The overarching story of 2013, one way or another, will be money and the damage to Virginia’s economy from Washington’s actions — or lack of them. For anything to happen in Congress, the House has to act, and at the heart of every legislative battle is Rep. Eric Cantor of Richmond, leader of the still-formidable House GOP majority.
In 2011, Mr. Cantor relished his role as President Obama’s designated foil when the government came within hours of exhausting its ability to borrow money to pay its bills and defaulting on its debts for the first time in U.S. history. In 2012, Mr. Cantor has been much more subdued, with House Speaker John A. Boehner taking the lead in talks with Mr.

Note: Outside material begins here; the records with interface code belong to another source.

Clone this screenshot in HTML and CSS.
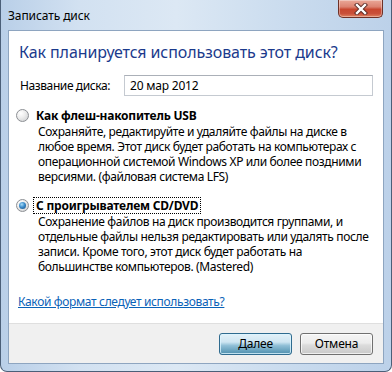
FILE: index.html
```html
<!DOCTYPE html>
<html lang="ru">
<head>
<meta charset="utf-8">
<title>Записать диск</title>
<link rel="stylesheet" href="styles.css">
</head>
<body>
<div class="window">
  <div class="titlebar">
    <span class="title">Записать диск</span>
    <div class="close">
      <svg width="18" height="12" viewBox="0 0 18 12">
        <path d="M5 2 L13 10 M13 2 L5 10" stroke="#5a2a24" stroke-width="4.2" stroke-linecap="square"/>
        <path d="M5 2 L13 10 M13 2 L5 10" stroke="#ffffff" stroke-width="2.4" stroke-linecap="square"/>
      </svg>
    </div>
  </div>
  <div class="client">
    <div class="content">
      <div class="heading">Как планируется использовать этот диск?</div>
      <div class="name-row">
        <span class="name-label">Название диска:</span>
        <div class="input">20 мар 2012</div>
      </div>
      <div class="option">
        <div class="option-row">
          <span class="radio"></span>
          <span class="option-label">Как флеш-накопитель USB</span>
        </div>
        <div class="desc">Сохраняйте, редактируйте и удаляйте файлы на диске в<br>любое время. Этот диск будет работать на компьютерах с<br>операционной системой Windows XP или более поздними<br>версиями. (файловая система LFS)</div>
      </div>
      <div class="option option-second">
        <div class="option-row">
          <span class="radio checked"></span>
          <span class="option-label focused">С проигрывателем CD/DVD</span>
        </div>
        <div class="desc">Сохранение файлов на диск производится группами, и<br>отдельные файлы нельзя редактировать или удалять после<br>записи. Кроме того, этот диск будет работать на<br>большинстве компьютеров. (Mastered)</div>
      </div>
      <a class="link" href="#">Какой формат следует использовать?</a>
    </div>
    <div class="footer">
      <button class="btn btn-default">Далее</button>
      <button class="btn">Отмена</button>
    </div>
  </div>
</div>
</body>
</html>
```
FILE: styles.css
```css
html, body {
  margin: 0;
  padding: 0;
}
body {
  width: 392px;
  height: 372px;
  overflow: hidden;
  font-family: "Noto Sans", "Open Sans", sans-serif;
  font-size: 12px;
  color: #000;
}
.window {
  width: 392px;
  height: 372px;
  box-sizing: border-box;
  display: flex;
  flex-direction: column;
  background: linear-gradient(90deg, #b9cfe8 0%, #d2e1f1 20%, #dce8f4 45%, #c9dbee 75%, #bcd1e9 100%);
  border: 1px solid #4b5f78;
  border-top: none;
  border-radius: 0 0 7px 7px;
}
.titlebar {
  height: 30px;
  flex: none;
  display: flex;
  align-items: flex-start;
  justify-content: space-between;
  padding-left: 7px;
  padding-right: 8px;
}
.title {
  font-size: 12px;
  line-height: 15px;
  margin-top: 8px;
  color: #000;
  letter-spacing: -0.1px;
}
.close {
  width: 45px;
  height: 18px;
  box-sizing: border-box;
  border: 1px solid #6e3127;
  border-top: none;
  border-radius: 0 0 5px 5px;
  background: linear-gradient(180deg, #eaa898 0%, #dc8371 40%, #c8472f 55%, #c9503a 80%, #e08462 100%);
  display: flex;
  align-items: center;
  justify-content: center;
  box-shadow: inset 0 0 0 1px rgba(255,255,255,0.35);
}
.client {
  flex: none;
  height: 334px;
  margin: 0 7px;
  box-sizing: border-box;
  border: 1px solid #8ea5c0;
  display: flex;
  flex-direction: column;
  background: #fff;
}
.content {
  flex: 1;
  padding: 11px 0 0 10px;
  display: flex;
  flex-direction: column;
  align-items: flex-start;
}
.heading {
  font-size: 16px;
  line-height: 20px;
  color: #1b3a8c;
  letter-spacing: -0.1px;
}
.name-row {
  margin-top: 13px;
  display: flex;
  align-items: center;
  width: 100%;
}
.name-label {
  width: 104px;
  padding-left: 1px;
  line-height: 15px;
  letter-spacing: -0.4px;
}
.input {
  box-sizing: border-box;
  width: 249px;
  height: 21px;
  border: 1px solid #c5cad1;
  border-top-color: #abb0b8;
  padding-left: 5px;
  line-height: 19px;
  letter-spacing: -0.2px;
}
.option {
  margin-top: 11px;
  margin-left: -3px;
}
.option-second {
  margin-top: 13px;
}
.option-row {
  display: flex;
  align-items: center;
}
.radio {
  width: 13px;
  height: 13px;
  box-sizing: border-box;
  border-radius: 50%;
  border: 1px solid #8c8f94;
  background: radial-gradient(circle at 35% 30%, #ffffff 0%, #eeeeee 40%, #c9cbcd 100%);
  position: relative;
  flex: none;
}
.radio.checked::after {
  content: "";
  position: absolute;
  left: 2px;
  top: 2px;
  width: 7px;
  height: 7px;
  border-radius: 50%;
  background: radial-gradient(circle at 40% 35%, #a7dcf8 0%, #3c8ccb 45%, #17497c 100%);
}
.option-label {
  font-weight: bold;
  line-height: 15px;
  margin-left: 4px;
  padding: 0 2px 0 2px;
  border: 1px dotted transparent;
  letter-spacing: -0.2px;
}
.option-label.focused {
  border-color: #000;
}
.desc {
  margin-left: 22px;
  line-height: 15px;
  white-space: nowrap;
  letter-spacing: -0.35px;
}
.link {
  margin-top: 20px;
  margin-left: -1px;
  line-height: 15px;
  color: #0a62b8;
  text-decoration: underline;
  letter-spacing: -0.35px;
}
.footer {
  flex: none;
  height: 40px;
  box-sizing: border-box;
  background: #f0f0f0;
  border-top: 1px solid #dfdfdf;
  display: flex;
  justify-content: flex-end;
  align-items: flex-start;
  gap: 8px;
  padding: 9px 10px 0 0;
}
.btn {
  width: 73px;
  height: 22px;
  box-sizing: border-box;
  font-family: "Noto Sans", "Open Sans", sans-serif;
  font-size: 12px;
  color: #000;
  border: 1px solid #707070;
  border-radius: 3px;
  background: linear-gradient(180deg, #f4f4f4 0%, #ececec 45%, #dcdcdc 55%, #c9c9c9 100%);
  box-shadow: inset 0 0 0 1px rgba(255,255,255,0.7);
  padding: 0;
  line-height: 18px;
  letter-spacing: -0.2px;
}
.btn-default {
  border-color: #2f6b8f;
  background: linear-gradient(180deg, #e3f1f8 0%, #cfe6f2 40%, #8fbfd6 58%, #4f8fae 100%);
  box-shadow: inset 0 0 0 1px rgba(220,245,255,0.8);
}
```
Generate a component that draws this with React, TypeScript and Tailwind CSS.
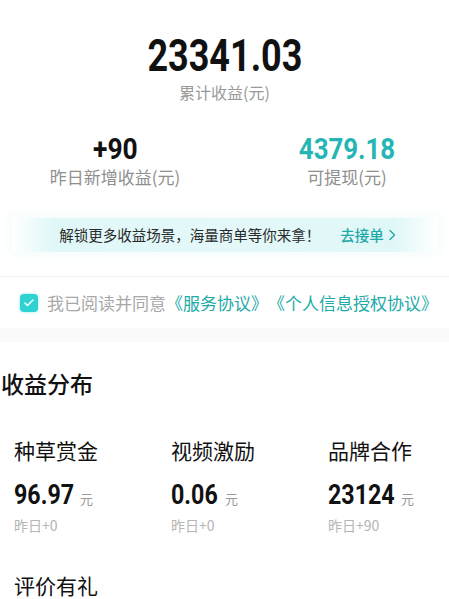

Obama as the White House and Congress struggle to reach another deficit reduction deal and avert a New Year’s Day plunge over the “fiscal cliff.”
A likely result is that Congress and the White House will agree to a stopgap measure, avoiding the January deadline and deferring decisive action later into 2013. If that happens, which Mr. Cantor will we see: the combative one who visibly angered the president on at least one occasion, or the low-profile one?
Finally, there’s Rep. J. Randy Forbes of Chesapeake, the reserved Republican who is on a collision course with Mr. McDonnell over the governor’s plans to impose $4 tolls plus $2 on-ramp and off-ramp fees on Interstate 95 near the North Carolina border. Mr. Forbes vehemently opposes the tolls on the interstate, which bisects his 4th District, one of the poorest and most rural in Virginia. Even so, he’s not ready to support higher taxes to fund transportation, either.